Treatments work on rebalancing the physical body (bones, muscles, fluids, fascia, internal organs, circulatory, immune and nervous systems, etc) and well as the vital energy of the person. They also help to heal mental and emotional issues, since the body and mind are intimately connected, and our psyche has a powerful influence on our health. Our feelings and attitudes directly affect our physical body: the way we hold ourselves, move, breathe and respond to life’s experiences. Our immune, nervous and hormonal systems are all interconnected, explaining why excessive emotional stress affecting our nervous system can lead to physical illness, such as stomach ulcers, high blood pressure, infertility or cancer. The body is a clear reflector of the person within: we literally embody our joys and our suffering. Unresolved emotional issues that we hold onto become stored in the body’s tissues, blocking our vital energy, and leading to areas of inertia, tension or pain. The same mental/emotional patterns then easily become reactivated, until they are consciously released. Working with the physical body is therefore a powerful way of accessing and healing any related mental-emotional issues. Paying attention to the sensations in our bodies and trying to understand what they mean can be an effective way of showing us what we still need to heal on an emotional level in order for us to reach our full potential. “We forget ourselves and our destinies in health and the chief use of temporary sickness is to remind us of these concerns.” Ralph Waldo Emerson (1803-1882). Working with a complementary therapist can provide you with the guidance and support to safely release any emotional wounds and to regain physical and emotional health.

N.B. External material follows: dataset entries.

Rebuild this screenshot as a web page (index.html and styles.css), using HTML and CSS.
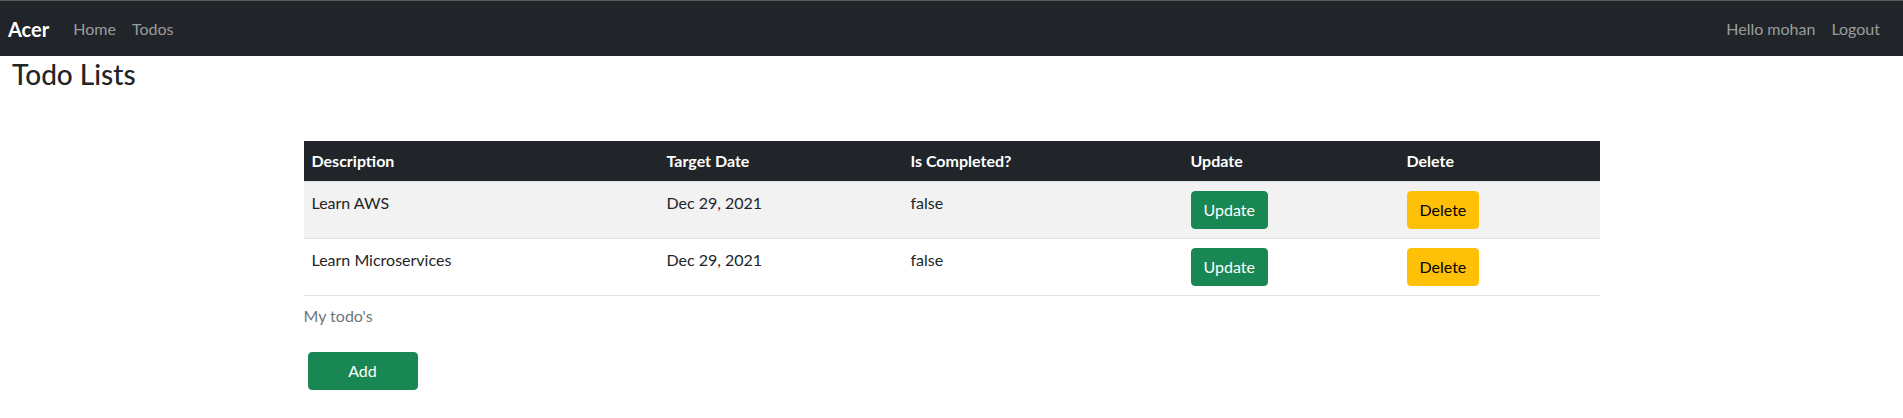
FILE: index.html
```html
<!DOCTYPE html>
<html lang="en">
<head>
<meta charset="utf-8">
<title>Todo Lists</title>
<link rel="stylesheet" href="styles.css">
</head>
<body>
<nav class="navbar">
  <div class="nav-left">
    <a class="brand" href="#">Acer</a>
    <a class="nav-link" href="#">Home</a>
    <a class="nav-link" href="#">Todos</a>
  </div>
  <div class="nav-right">
    <a class="nav-link" href="#">Hello mohan</a>
    <a class="nav-link" href="#">Logout</a>
  </div>
</nav>
<h2 class="page-title">Todo Lists</h2>
<div class="container">
  <table class="table">
    <caption>My todo's</caption>
    <thead>
      <tr>
        <th class="c-desc">Description</th>
        <th class="c-date">Target Date</th>
        <th class="c-done">Is Completed?</th>
        <th class="c-upd">Update</th>
        <th class="c-del">Delete</th>
      </tr>
    </thead>
    <tbody>
      <tr class="striped">
        <td>Learn AWS</td>
        <td>Dec 29, 2021</td>
        <td>false</td>
        <td><button class="btn btn-success">Update</button></td>
        <td><button class="btn btn-warning">Delete</button></td>
      </tr>
      <tr>
        <td>Learn Microservices</td>
        <td>Dec 29, 2021</td>
        <td>false</td>
        <td><button class="btn btn-success">Update</button></td>
        <td><button class="btn btn-warning">Delete</button></td>
      </tr>
    </tbody>
  </table>
  <button class="btn btn-success btn-add">Add</button>
</div>
</body>
</html>
```
FILE: styles.css
```css
* { box-sizing: border-box; }
body {
  margin: 0;
  font-family: "Segoe UI", Lato, "Noto Sans", "Liberation Sans", sans-serif;
  font-size: 16px;
  line-height: 1.5;
  color: #212529;
  background: #fff;
}
a { text-decoration: none; }
.navbar {
  display: flex;
  justify-content: space-between;
  align-items: center;
  background: #212529;
  border-top: 1px solid #5a5d60;
  height: 56px;
  padding: 0 15px 0 8px;
}
.nav-left, .nav-right { display: flex; align-items: center; }
.brand {
  color: #fff;
  font-size: 20px;
  font-weight: 700;
  line-height: 30px;
  margin-right: 16px;
}
.nav-link {
  color: rgba(255,255,255,.55);
  padding: 8px;
  line-height: 24px;
}
.page-title {
  margin: 0 0 0 12px;
  font-size: 28px;
  font-weight: 500;
  line-height: 1.2;
  padding-top: 2px;
}
.container {
  width: 1296px;
  margin: 49px auto 0;
}
.table {
  width: 100%;
  border-collapse: collapse;
  caption-side: bottom;
  margin-bottom: 16px;
}
.table caption {
  text-align: left;
  color: #6c757d;
  padding: 8px 0;
}
.table th, .table td {
  text-align: left;
  vertical-align: top;
  padding: 8px;
  border-bottom: 1px solid #dee2e6;
}
.table tbody td { padding: 9px 8px 9px; }
.table thead th {
  background: #212529;
  color: #fff;
  font-weight: 700;
  border-bottom: 1px solid #dee2e6;
}
.table tr.striped td { background: #f2f2f2; }
.c-desc { width: 355px; }
.c-date { width: 244px; }
.c-done { width: 280px; }
.c-upd { width: 216px; }
.c-del { width: 201px; }
.btn {
  display: inline-block;
  vertical-align: top;
  font-family: inherit;
  font-size: 16px;
  line-height: 24px;
  padding: 6px 12px;
  border: 1px solid transparent;
  border-radius: 4px;
  cursor: pointer;
}
.btn-success { background: #198754; border-color: #198754; color: #fff; }
.btn-warning { background: #ffc107; border-color: #ffc107; color: #000; }
.btn-add { width: 110px; margin-left: 4px; }
```
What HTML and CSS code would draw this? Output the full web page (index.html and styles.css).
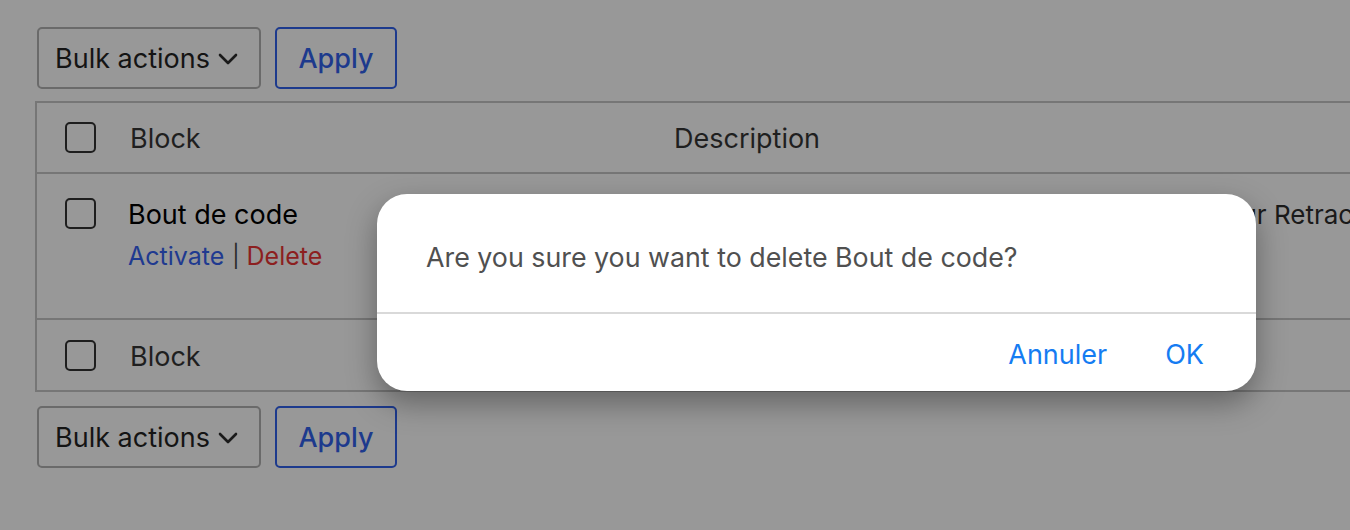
FILE: index.html
```html
<!DOCTYPE html>
<html lang="en">
<head>
<meta charset="utf-8">
<title>Blocks</title>
<link rel="stylesheet" href="styles.css">
</head>
<body>
<div class="page">
  <div class="actions">
    <div class="select">Bulk actions<svg class="chev" viewBox="0 0 20 12" width="20" height="12"><path d="M2 2 L10 10 L18 2" fill="none" stroke="#1a1a1a" stroke-width="2.6" stroke-linecap="round" stroke-linejoin="round"/></svg></div>
    <div class="apply">Apply</div>
  </div>
  <div class="table">
    <div class="row head">
      <div class="cb-col"><span class="cb"></span></div>
      <div class="name-col">Block</div>
      <div class="desc-col">Description</div>
    </div>
    <div class="row item">
      <div class="cb-col"><span class="cb"></span></div>
      <div class="name-col">
        <div class="title">Bout de code</div>
        <div class="links"><span class="act">Activate</span><span class="sep">|</span><span class="del">Delete</span></div>
      </div>
      <div class="desc-col desc-text">Insère un bloc de code personnalisé conçu pour Retracer les modifications</div>
    </div>
    <div class="row head foot">
      <div class="cb-col"><span class="cb"></span></div>
      <div class="name-col">Block</div>
      <div class="desc-col"></div>
    </div>
  </div>
  <div class="actions bottom">
    <div class="select">Bulk actions<svg class="chev" viewBox="0 0 20 12" width="20" height="12"><path d="M2 2 L10 10 L18 2" fill="none" stroke="#1a1a1a" stroke-width="2.6" stroke-linecap="round" stroke-linejoin="round"/></svg></div>
    <div class="apply">Apply</div>
  </div>
</div>
<div class="dialog">
  <div class="msg">Are you sure you want to delete Bout de code?</div>
  <div class="btns">
    <span class="btn">Annuler</span>
    <span class="btn">OK</span>
  </div>
</div>
</body>
</html>
```
FILE: styles.css
```css
html, body {
  margin: 0;
  padding: 0;
  background: #989898;
  overflow: hidden;
}
body {
  font-family: Inter, "Noto Sans", "Liberation Sans", sans-serif;
  width: 1350px;
  height: 530px;
  position: relative;
}
.page {
  padding: 27px 0 0 35px;
}
.actions {
  display: flex;
  gap: 14px;
  margin-left: 2px;
}
.actions.bottom {
  margin-top: 14px;
}
.select {
  box-sizing: border-box;
  width: 224px;
  height: 62px;
  border: 2px solid #6a6a6a;
  border-radius: 5px;
  display: flex;
  align-items: center;
  padding-left: 16px;
  font-size: 27px;
  color: #141414;
  gap: 8px;
}
.chev {
  margin-top: 2px;
}
.apply {
  box-sizing: border-box;
  width: 122px;
  height: 62px;
  border: 2px solid #1d3a8d;
  border-radius: 5px;
  display: flex;
  align-items: center;
  justify-content: center;
  font-size: 27px;
  font-weight: 500;
  color: #1d3a8d;
}
.table {
  margin-top: 12px;
  width: 1400px;
  border: 2px solid #767676;
  border-right: none;
  overflow: hidden;
}
.row {
  display: flex;
  box-sizing: border-box;
}
.head {
  height: 71px;
  align-items: center;
  border-bottom: 2px solid #767676;
}
.foot {
  border-bottom: none;
  height: 70px;
}
.item {
  height: 146px;
  align-items: flex-start;
  border-bottom: 2px solid #767676;
}
.cb-col {
  flex-shrink: 0;
  width: 93px;
  padding-left: 28px;
  box-sizing: border-box;
  display: flex;
}
.cb {
  box-sizing: border-box;
  width: 31px;
  height: 31px;
  border: 2px solid #1e1e1e;
  border-radius: 5px;
  display: block;
}
.name-col {
  flex-shrink: 0;
}
.desc-col {
  flex: 1;
  min-width: 0;
}
.head .name-col {
  width: 544px;
  font-size: 27px;
  color: #1f1f1f;
  padding-top: 2px;
}
.head .desc-col {
  font-size: 27px;
  color: #1f1f1f;
  padding-top: 2px;
}
.item .cb-col {
  padding-top: 24px;
}
.item .name-col {
  width: 544px;
  padding-top: 24px;
  margin-left: -2px;
  margin-right: 2px;
}
.title {
  font-size: 27px;
  color: #000;
  line-height: 33px;
}
.links {
  margin-top: 9px;
  font-size: 25px;
  line-height: 32px;
  color: #333;
  display: flex;
  align-items: center;
}
.act { color: #1f3a90; }
.del { color: #8c1f1f; }
.sep {
  color: #2a2a2a;
  margin: 0 7px 0 8px;
  font-size: 22px;
}
.desc-text {
  padding-top: 24px;
  font-size: 26px;
  line-height: 33px;
  color: #1a1a1a;
  white-space: nowrap;
  overflow: hidden;
}
.dialog {
  position: absolute;
  left: 377px;
  top: 194px;
  width: 879px;
  height: 197px;
  background: #fff;
  border-radius: 30px;
  box-shadow: 0 12px 30px rgba(0, 0, 0, 0.35);
  display: flex;
  flex-direction: column;
  font-family: Inter, "Liberation Sans", sans-serif;
}
.msg {
  height: 120px;
  box-sizing: border-box;
  padding: 47px 0 0 49px;
  font-size: 26.8px;
  line-height: 32px;
  color: #505050;
  border-bottom: 2px solid #d9d9d9;
}
.btns {
  flex: 1;
  display: flex;
  justify-content: flex-end;
  align-items: center;
  gap: 58px;
  padding-right: 52px;
  padding-top: 3px;
  font-size: 27px;
  color: #157cf2;
}
```
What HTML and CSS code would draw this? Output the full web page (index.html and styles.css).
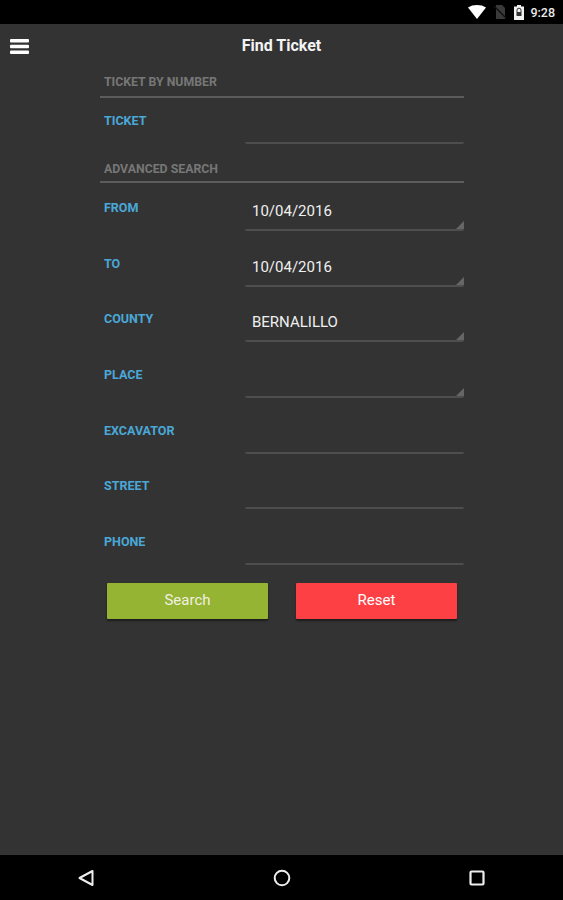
FILE: index.html
```html
<!DOCTYPE html>
<html lang="en">
<head>
<meta charset="utf-8">
<title>Find Ticket</title>
<link rel="stylesheet" href="styles.css">
</head>
<body>
<div class="screen">
  <header class="status">
    <svg class="ic-wifi" width="18" height="14" viewBox="0 0 18 14"><path d="M0 2.5C2.5.8 5.6 0 9 0s6.500.8 9 2.500L9 14z" fill="#fff"/></svg>
    <svg class="ic-sim" width="14" height="14" viewBox="0 0 14 14"><path d="M3 0h6l3 3v11H3z" fill="#3a3a3a"/><path d="M1 1l12 12" stroke="#111" stroke-width="1.500"/></svg>
    <svg class="ic-batt" width="10" height="15" viewBox="0 0 10 15"><path d="M3 0h4v1.500h3V15H0V1.500h3z" fill="#f2f2f2"/><path d="M3 7V5.200a2 2 0 0 1 4 0V7" fill="none" stroke="#333" stroke-width="1"/><rect x="2.500" y="7" width="5" height="4" fill="#333"/></svg>
    <span class="clock">9:28</span>
  </header>
  <div class="toolbar">
    <svg class="menu" width="19" height="15" viewBox="0 0 19 15"><rect width="19" height="3.400" rx="1"/><rect y="5.800" width="19" height="3.400" rx="1"/><rect y="11.600" width="19" height="3.400" rx="1"/></svg>
    <h1 class="title">Find Ticket</h1>
  </div>
  <main class="form">
    <h2 class="section first">TICKET BY NUMBER</h2>
    <div class="row single">
      <span class="label">TICKET</span><div class="field"></div>
    </div>
    <h2 class="section second">ADVANCED SEARCH</h2>
    <div class="row"><span class="label">FROM</span><div class="field picker">10/04/2016</div></div>
    <div class="row"><span class="label">TO</span><div class="field picker">10/04/2016</div></div>
    <div class="row"><span class="label">COUNTY</span><div class="field picker">BERNALILLO</div></div>
    <div class="row"><span class="label">PLACE</span><div class="field picker"></div></div>
    <div class="row"><span class="label">EXCAVATOR</span><div class="field"></div></div>
    <div class="row"><span class="label">STREET</span><div class="field"></div></div>
    <div class="row"><span class="label">PHONE</span><div class="field"></div></div>
    <div class="actions">
      <button class="btn search" type="button">Search</button>
      <button class="btn reset" type="button">Reset</button>
    </div>
  </main>
  <nav class="sysnav">
    <svg width="18" height="18" viewBox="0 0 18 18"><path d="M15.500 2v14L2.500 9z" fill="none" stroke="#eee" stroke-width="2" stroke-linejoin="round"/></svg>
    <svg width="18" height="18" viewBox="0 0 18 18"><circle cx="9" cy="9" r="7.300" fill="none" stroke="#eee" stroke-width="2"/></svg>
    <svg width="18" height="18" viewBox="0 0 18 18"><rect x="2.500" y="2.500" width="13" height="13" rx="1" fill="none" stroke="#eee" stroke-width="2.200"/></svg>
  </nav>
</div>
</body>
</html>
```
FILE: styles.css
```css
* { box-sizing: border-box; }
html, body { margin: 0; padding: 0; }
body { font-family: Roboto, "Liberation Sans", sans-serif; background: #333; }
.screen { width: 563px; height: 900px; display: flex; flex-direction: column; background: #333; overflow: hidden; }
.status { height: 24px; flex: none; background: #000; display: flex; align-items: center; justify-content: flex-end; padding-right: 8px; color: #e8e8e8; }
.ic-wifi { margin-right: 7px; }
.ic-sim { margin-right: 7px; }
.ic-batt { margin-right: 6px; }
.clock { font-size: 12.500px; font-weight: 500; }
.toolbar { height: 44px; flex: none; display: flex; align-items: center; justify-content: center; position: relative; }
.menu { position: absolute; left: 10px; top: 15px; fill: #fff; }
.title { margin: -1px 0 0; font-size: 16px; font-weight: 700; color: #f4f4f4; }
.form { flex: 1; width: 364px; margin-left: 100px; }
.section { margin: 0; padding: 7px 0 0 4px; font-size: 12.300px; line-height: 14px; font-weight: 700; color: #777; border-bottom: 2px solid #5c5c5c; }
.section.first { height: 30px; }
.section.second { height: 21px; margin-top: 18px; padding-top: 0; }
.row { height: 55.700px; display: flex; justify-content: space-between; align-items: flex-start; padding-left: 4px; }
.row.single { height: 46px; }
.label { font-size: 12.500px; line-height: 14px; font-weight: 700; color: #4aa8d8; margin-top: 18px; }
.single .label { margin-top: 16px; }
.field { width: 219px; height: 45px; margin-top: 3px; padding: 13px 0 0 7px; font-size: 15px; line-height: 24px; color: #f0f0f0; border-bottom: 2px solid #4e4e4e; border-radius: 0 0 2px 2px; position: relative; }
.single .field { margin-top: 1px; }
.picker::after { content: ""; position: absolute; right: 0; bottom: 0; border-style: solid; border-width: 0 0 8px 8px; border-color: transparent transparent #666 transparent; }
.actions { display: flex; gap: 28px; padding-left: 7px; margin-top: 10px; }
.btn { width: 161px; height: 36px; padding: 0 0 2px; border: 0; border-radius: 1px; font: 400 15px Roboto, sans-serif; color: #f0f0e0; box-shadow: 0 2px 2px rgba(0,0,0,.45); }
.search { background: #96b433; }
.reset { background: #fd4044; color: #fff; }
.sysnav { height: 45px; flex: none; margin-top: auto; background: #000; display: flex; justify-content: space-between; padding: 14px 77px 0; align-items: flex-start; }
```
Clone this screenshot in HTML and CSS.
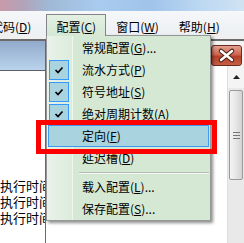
FILE: index.html
```html
<!DOCTYPE html>
<html lang="zh-CN">
<head>
    <meta charset="UTF-8">
    <meta name="viewport" content="width=device-width, initial-scale=1.0">
    <title>配置菜单</title>
    <link rel="stylesheet" href="styles.css">
</head>
<body>
    <div class="screen">
        <div class="titlebar"></div>

        <div class="menubar">
            <span class="menu-item first">代码(<u>D</u>)</span>
            <span class="menu-item open">配置(<u>C</u>)</span>
            <span class="menu-item">窗口(<u>W</u>)</span>
            <span class="menu-item">帮助(<u>H</u>)</span>
        </div>

        <div class="workspace">
            <div class="left-pane">
                <div class="pane-head"></div>
                <div class="pane-body">
                    <div class="log-line">执行时间：12 ms</div>
                    <div class="log-line">执行时间：15 ms</div>
                    <div class="log-line">执行时间：11 ms</div>
                </div>
            </div>

            <div class="child">
                <div class="child-head">
                    <div class="close-btn">
                        <svg width="29" height="19" viewBox="0 0 29 19">
                            <path d="M9 5 L20 14 M20 5 L9 14" stroke="#4a2418" stroke-width="4.5" stroke-linecap="round"/>
                            <path d="M9 5 L20 14 M20 5 L9 14" stroke="#fff" stroke-width="2.4" stroke-linecap="round"/>
                        </svg>
                    </div>
                </div>
                <div class="child-body">
                    <div class="doc"></div>
                    <div class="scrollbar">
                        <div class="scroll-up">
                            <svg width="7" height="4" viewBox="0 0 7 4"><path d="M0 4 L3.5 0 L7 4 Z" fill="#222"/></svg>
                        </div>
                        <div class="scroll-thumb">
                            <svg width="7" height="7" viewBox="0 0 7 7">
                                <path d="M0 0.5 H7 M0 3.5 H7 M0 6.5 H7" stroke="#777" stroke-width="1"/>
                            </svg>
                        </div>
                    </div>
                </div>
            </div>
        </div>

        <!-- open "配置" menu -->
        <div class="dropdown">
            <div class="item"><span class="check"></span><span class="label">常规配置(<u>G</u>)...</span></div>
            <div class="item"><span class="check on"></span><span class="label">流水方式(<u>P</u>)</span></div>
            <div class="item"><span class="check on"></span><span class="label">符号地址(<u>S</u>)</span></div>
            <div class="item"><span class="check on"></span><span class="label">绝对周期计数(<u>A</u>)</span></div>
            <div class="item hover"><span class="check"></span><span class="label">定向(<u>F</u>)</span></div>
            <div class="item"><span class="check"></span><span class="label">延迟槽(<u>D</u>)</span></div>
            <div class="sep"></div>
            <div class="item"><span class="check"></span><span class="label">载入配置(<u>L</u>)...</span></div>
            <div class="item"><span class="check"></span><span class="label">保存配置(<u>S</u>)...</span></div>
        </div>

        <div class="callout"></div>
    </div>
</body>
</html>
```

FILE: styles.css
```css
body {
    margin: 0;
    font-family: "Noto Sans CJK SC", "Noto Sans", sans-serif;
    font-size: 12px;
    color: #000;
    background-color: #fff;
}

.screen {
    position: relative;
    width: 244px;
    height: 243px;
    overflow: hidden;
}

.titlebar {
    height: 11px;
    background: linear-gradient(90deg, #c99aaa 0%, #b3a2b8 9%, #9fb9d6 20%, #a9cbee 40%, #a0c4ea 62%, #bcd8f2 82%, #cfe3f3 100%);
}

.menubar {
    display: flex;
    align-items: flex-start;
    height: 24px;
    padding-top: 3px;
    box-sizing: border-box;
    background: linear-gradient(#f5f7f9, #edf0f3);
}

.menu-item {
    flex-shrink: 0;
    height: 22px;
    padding: 2px 9px 0;
    line-height: 19px;
    border: 1px solid transparent;
    border-bottom: none;
    box-sizing: border-box;
    white-space: nowrap;
}

.menu-item.first {
    margin-left: -19px;
    padding-right: 14px;
}

.menu-item.open {
    position: relative;
    z-index: 2;
    border-color: #858585;
    background: linear-gradient(#e3f0e3, #d5e8d4);
}

.workspace {
    display: flex;
    height: 208px;
    padding-top: 4px;
    box-sizing: border-box;
    background-color: #f0f0f0;
}

.left-pane {
    display: flex;
    flex-direction: column;
    width: 46px;
    border-top: 2px solid #6b6b6b;
    border-right: 1px solid #6b6b6b;
    box-sizing: border-box;
}

.pane-head {
    flex-shrink: 0;
    height: 29px;
    background: linear-gradient(#92aacb, #bad3ec);
    border-bottom: 1px solid #5f5f5f;
}

.pane-body {
    flex: 1;
    padding-top: 107px;
    background-color: #fff;
    overflow: hidden;
}

.log-line {
    font-size: 13px;
    line-height: 16px;
    white-space: nowrap;
}

.child {
    flex: 1;
    display: flex;
    flex-direction: column;
    border-top: 2px solid #6b6b6b;
}

.child-head {
    flex-shrink: 0;
    display: flex;
    justify-content: flex-end;
    align-items: flex-end;
    height: 25px;
    padding-right: 2px;
    background-color: #f3f3f3;
}

.close-btn {
    width: 31px;
    height: 21px;
    box-sizing: border-box;
    border: 1px solid #6d2b20;
    border-radius: 3px;
    background: linear-gradient(#e3a090, #cd6650 45%, #b8402a 55%, #c45e44);
}

.close-btn svg {
    display: block;
}

.child-body {
    flex: 1;
    display: flex;
}

.doc {
    flex: 1;
    background-color: #fff;
}

.scrollbar {
    display: flex;
    flex-direction: column;
    width: 17px;
    box-sizing: border-box;
    border-left: 1px solid #dedede;
    background-color: #e9e9e9;
}

.scroll-up {
    display: flex;
    justify-content: center;
    align-items: center;
    height: 22px;
    background-color: #f4f4f4;
}

.scroll-thumb {
    display: flex;
    justify-content: center;
    align-items: center;
    height: 88px;
    margin: 2px 1px 0;
    border: 1px solid #9a9a9a;
    border-radius: 2px;
    background: linear-gradient(90deg, #f4f4f4, #e6e6e6 50%, #d3d3d3);
}

.dropdown {
    position: absolute;
    z-index: 1;
    left: 46px;
    top: 35px;
    width: 165px;
    padding-top: 1px;
    box-sizing: border-box;
    border: 1px solid #979797;
    background: linear-gradient(90deg, #eaf2ea 0, #dcecdb 25px, #eef6ee 25px, #eef6ee 26px, #d5e8d4 26px);
    box-shadow: 2px 2px 3px rgba(0, 0, 0, 0.45);
}

.item {
    display: flex;
    align-items: center;
    height: 22px;
    margin: 0 1px;
    border: 1px solid transparent;
    box-sizing: border-box;
    white-space: nowrap;
}

.item.hover {
    background-color: #a8d3df;
    border-color: #3d9af0;
}

.check {
    width: 20px;
    height: 20px;
    box-sizing: border-box;
}

.check.on {
    border: 1px solid #3399ff;
    background-color: #a8d3df;
    background-image: url("data:image/svg+xml;utf8,<svg xmlns='http://www.w3.org/2000/svg' width='18' height='18'><path d='M5.5 9 L8 11.5 L12.5 6.5' fill='none' stroke='black' stroke-width='1.7'/></svg>");
}

.label {
    margin-left: 13px;
    line-height: 20px;
}

.sep {
    height: 7px;
    margin: 0 1px 0 32px;
    background: linear-gradient(transparent 3px, #b3bdb3 3px, #b3bdb3 4px, #f3f9f3 4px, #f3f9f3 5px, transparent 5px);
}

.callout {
    position: absolute;
    z-index: 3;
    left: 36px;
    top: 120px;
    width: 181px;
    height: 34px;
    box-sizing: border-box;
    border: 5px solid #ff0000;
}
```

With both physical and emotional symptoms, there are two essential aspects to a successful healing process. The first, as discussed above, is the willingness to trust in your body’s own natural healing ability and inner wisdom: at the deepest level, your body and subconscious mind knows what is out of balance and what needs to happen for health to be restored. The second is to take personal responsibility for creating a healthy, balanced and fulfilling life for yourself – one that suits your individual constitution. This includes making any necessary changes to your lifestyle in order to restore and maintain health. Consuming a healthy diet, taking regular exercise, choosing work that you enjoy as much as possible, reducing your exposure to toxins, spending meaningful time with family and friends, making time to relax and do things you enjoy, to meditate or visit nature in order to connect with your deepest self and the world around you, and living in harmony with your family and community are all important for health and happiness. There is no ‘one way fits all’ advice that can be given in this regard since everyone is unique and has different requirements. Listen to your body and your intuition to find out what supports and nourishes you the most, and follow and trust in this – it is your most valuable guide. As you start to trust more in your ability to influence your own health, you may feel naturally inclined to make certain changes to your lifestyle, such as giving up smoking or taking up a form of exercise that you enjoy. Other people may feel the need to revisit and release unresolved mental or emotional patterns in order to restore healing and balance to their lives. Working together with a complementary health therapist, whether a nutritionist, cranio-sacral therapist or counsellor, can provide you with the support and encouragement to implement these positive changes and to create a way of life that allows you to reach your full potential – physically, mentally and spiritually.

The most valuable lessons that I have learnt in my own healing journey are the importance of taking responsibility for our own health and life, trusting in the body’s natural healing ability and inner wisdom, and living in harmony with nature and the world around us.